Vanguard: A strategic partner for small business plan sponsors
Vanguard has long been recognized as an industry leader in DC plan design, providing sponsors with the investment options, technology, tools, services, and research to help prepare participants for retirement. Vanguard Retirement Plan Access™ is a comprehensive service for retirement plans with up to $20-plus million in assets. As of year-end 2016, VRPA served more than 6,500 plans and 270,000 participants, up from 445 plans and 16,000 participants served as of year-end 2012. With small businesses representing 99.7% of American employers, VRPA continues to serve as a valuable service to small business plan sponsors and the advisors supporting them.
Vanguard is one of the world's largest investment management companies. As of May 31, 2017, Vanguard managed $4.4 trillion in global assets. The firm, headquartered in Valley Forge, Pennsylvania, offers 368 funds to its more than 20 million investors worldwide. For more information, visit vanguard.com.
1Note: Stated participant rates refer to the participant-weighted average.
All figures as of May 31, 2017, unless otherwise noted.
All investing is subject to risk, including the possible loss of the money you invest.

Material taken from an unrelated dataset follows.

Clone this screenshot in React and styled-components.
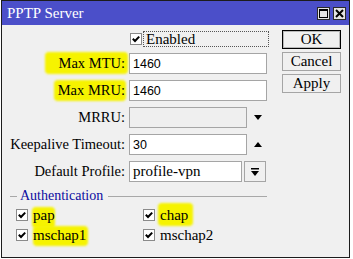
import React from "react";
import styled, { createGlobalStyle } from "styled-components";

const GlobalStyle = createGlobalStyle`
  html, body {
    margin: 0;
    padding: 0;
    background: #fff;
  }
  body {
    font-family: "Liberation Serif", "Times New Roman", serif;
    color: #000;
  }
`;

const Page = styled.div`
  width: 353px;
  height: 259px;
  box-sizing: border-box;
  padding-left: 1px;
  background: #fff;
  overflow: hidden;
`;

const Window = styled.div`
  width: 349px;
  height: 258px;
  box-sizing: border-box;
  border: 1px solid #1c1c1c;
  background: #f0f0f0;
  display: flex;
  flex-direction: column;
`;

const TitleBar = styled.div`
  height: 24px;
  flex: none;
  background: #4b4fc9;
  color: #fff;
  display: flex;
  align-items: center;
  padding: 0 3px 0 5px;
  font-size: 15px;
`;

const Title = styled.div`
  flex: 1;
  padding-top: 1px;
`;

const TitleButtons = styled.div`
  display: flex;
  gap: 3px;
  margin-top: 1px;
`;

const TitleButton = styled.div`
  width: 13px;
  height: 13px;
  box-sizing: border-box;
  border: 1px solid #2a2a2a;
  background: #e4e4e4;
  display: flex;
  align-items: center;
  justify-content: center;
`;

const Body = styled.div`
  flex: 1;
  display: flex;
`;

const Form = styled.div`
  width: 268px;
  padding-top: 6px;
`;

const FieldGrid = styled.div`
  display: grid;
  grid-template-columns: 123px auto;
  column-gap: 4px;
  row-gap: 6px;
  align-items: center;
`;

const Label = styled.div`
  text-align: right;
  font-size: 14.5px;
  white-space: nowrap;
`;

const Mark = styled.span`
  position: relative;
  z-index: 0;
  &::before {
    content: "";
    position: absolute;
    z-index: -1;
    top: ${(p) => -p.$t}px;
    bottom: ${(p) => -p.$b}px;
    left: ${(p) => -p.$l}px;
    right: ${(p) => -p.$r}px;
    background: #f6f300;
    border-radius: 4px;
    filter: blur(0.8px);
  }
`;

const Cell = styled.div`
  display: flex;
  align-items: center;
  gap: ${(p) => p.$gap || 0}px;
`;

const EnabledRow = styled.div`
  grid-column: 2;
  height: 16px;
  display: flex;
  align-items: center;
  margin-left: 1px;
`;

const FocusText = styled.div`
  flex: 1;
  margin-left: 1px;
  height: 16px;
  box-sizing: border-box;
  border: 1px dotted #555;
  padding-left: 2px;
  font-size: 15px;
  line-height: 14px;
  margin-right: 1px;
`;

const Input = styled.div`
  width: ${(p) => p.$w}px;
  height: 21px;
  box-sizing: border-box;
  border: 1px solid #a5a5a5;
  background: ${(p) => (p.$disabled ? "#efefef" : "#fff")};
  display: flex;
  align-items: center;
  padding-left: 3px;
  font-family: ${(p) =>
    p.$serif
      ? `"Liberation Serif", "Times New Roman", serif`
      : `"Liberation Sans", Arial, sans-serif`};
  font-size: ${(p) => (p.$serif ? 15 : 12.5)}px;
`;

const Arrow = styled.div`
  width: 8px;
  margin-left: 7px;
  display: flex;
`;

const DropButton = styled.div`
  width: 22px;
  height: 21px;
  box-sizing: border-box;
  border: 1px solid #a5a5a5;
  background: #f0f0f0;
  display: flex;
  align-items: center;
  justify-content: center;
`;

const Auth = styled.div`
  margin-top: 7px;
`;

const Legend = styled.div`
  display: flex;
  align-items: center;
  padding-left: 8px;
  margin-right: 3px;
  height: 14px;
  color: #0c0ca0;
  font-size: 14px;
`;

const Rule = styled.div`
  height: 1px;
  background: #a8a8a8;
  width: ${(p) => (p.$w ? `${p.$w}px` : "auto")};
  flex: ${(p) => (p.$w ? "none" : 1)};
  margin: ${(p) => p.$m};
`;

const CheckGrid = styled.div`
  display: grid;
  grid-template-columns: 127px 1fr;
  row-gap: 6px;
  padding-left: 14px;
  margin-top: 5px;
`;

const CheckItem = styled.div`
  display: flex;
  align-items: center;
  gap: 5px;
  font-size: 15px;
  height: 14px;
`;

const ButtonCol = styled.div`
  margin-left: 12px;
  padding-top: 5px;
  display: flex;
  flex-direction: column;
  gap: 3px;
`;

const Button = styled.div`
  width: 59px;
  height: 19px;
  box-sizing: border-box;
  border: 1px solid ${(p) => (p.$default ? "#000" : "#a5a5a5")};
  box-shadow: ${(p) => (p.$default ? "inset 0 0 0 1px #b8b8b8" : "none")};
  background: #f0f0f0;
  display: flex;
  align-items: center;
  justify-content: center;
  font-size: 15px;
`;

const CheckBox = () => (
  <svg width="12" height="12" viewBox="0 0 12 12">
    <rect x="0.5" y="0.5" width="11" height="11" fill="#fff" stroke="#8a8a8a" />
    <path d="M2.8 5.8 L5 8 L9.2 3.6" fill="none" stroke="#000" strokeWidth="2" />
  </svg>
);

const Field = ({ label, mark, children }) => (
  <>
    <Label>{mark ? <Mark {...mark}>{label}</Mark> : label}</Label>
    <Cell>{children}</Cell>
  </>
);

const Check = ({ label, mark }) => (
  <CheckItem>
    <CheckBox />
    {mark ? <Mark {...mark}>{label}</Mark> : <span>{label}</span>}
  </CheckItem>
);

export default function App() {
  return (
    <Page>
      <GlobalStyle />
      <Window>
        <TitleBar>
          <Title>PPTP Server</Title>
          <TitleButtons>
            <TitleButton>
              <svg width="9" height="9" viewBox="0 0 9 9">
                <rect x="0.5" y="0.5" width="8" height="8" fill="none" stroke="#000" />
                <rect x="0" y="0" width="9" height="2" fill="#000" />
              </svg>
            </TitleButton>
            <TitleButton>
              <svg width="9" height="9" viewBox="0 0 9 9">
                <path d="M1 1 L8 8 M8 1 L1 8" stroke="#000" strokeWidth="2" />
              </svg>
            </TitleButton>
          </TitleButtons>
        </TitleBar>
        <Body>
          <Form>
            <FieldGrid>
              <EnabledRow>
                <CheckBox />
                <FocusText>Enabled</FocusText>
              </EnabledRow>
              <Field label="Max MTU:" mark={{ $t: 3, $b: 3, $l: 14, $r: 3 }}>
                <Input $w={138}>1460</Input>
              </Field>
              <Field label="Max MRU:" mark={{ $t: 2, $b: 3, $l: 4, $r: 1 }}>
                <Input $w={138}>1460</Input>
              </Field>
              <Field label="MRRU:">
                <Input $w={118} $disabled />
                <Arrow>
                  <svg width="8" height="5" viewBox="0 0 8 5">
                    <path d="M0 0 H8 L4 5 Z" fill="#000" />
                  </svg>
                </Arrow>
              </Field>
              <Field label="Keepalive Timeout:">
                <Input $w={118}>30</Input>
                <Arrow>
                  <svg width="8" height="5" viewBox="0 0 8 5">
                    <path d="M0 5 H8 L4 0 Z" fill="#000" />
                  </svg>
                </Arrow>
              </Field>
              <Field label="Default Profile:">
                <Cell $gap={2}>
                  <Input $w={113} $serif>
                    profile-vpn
                  </Input>
                  <DropButton>
                    <svg width="8" height="8" viewBox="0 0 8 8">
                      <rect x="0" y="0" width="8" height="1.5" fill="#000" />
                      <path d="M0 3 H8 L4 8 Z" fill="#000" />
                    </svg>
                  </DropButton>
                </Cell>
              </Field>
            </FieldGrid>
            <Auth>
              <Legend>
                <Rule $w={7} $m="0 3px 0 0" />
                Authentication
                <Rule $m="0 0 0 5px" />
              </Legend>
              <CheckGrid>
                <Check label="pap" mark={{ $t: 0, $b: 4, $l: 1, $r: 0 }} />
                <Check label="chap" mark={{ $t: 4, $b: 2, $l: 2, $r: 5 }} />
                <Check label="mschap1" mark={{ $t: 1, $b: 2, $l: 0, $r: 2 }} />
                <Check label="mschap2" />
              </CheckGrid>
            </Auth>
          </Form>
          <ButtonCol>
            <Button $default>OK</Button>
            <Button>Cancel</Button>
            <Button>Apply</Button>
          </ButtonCol>
        </Body>
      </Window>
    </Page>
  );
}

Investments in target-date funds are subject to the risks of their underlying funds. The year in the fund name refers to the approximate year (the target date) when an investor in the fund would retire and leave the work force. The fund will gradually shift its emphasis from more aggressive investments to more conservative ones based on its target date. An investment in target date funds is not guaranteed at any time, including on or after the target date.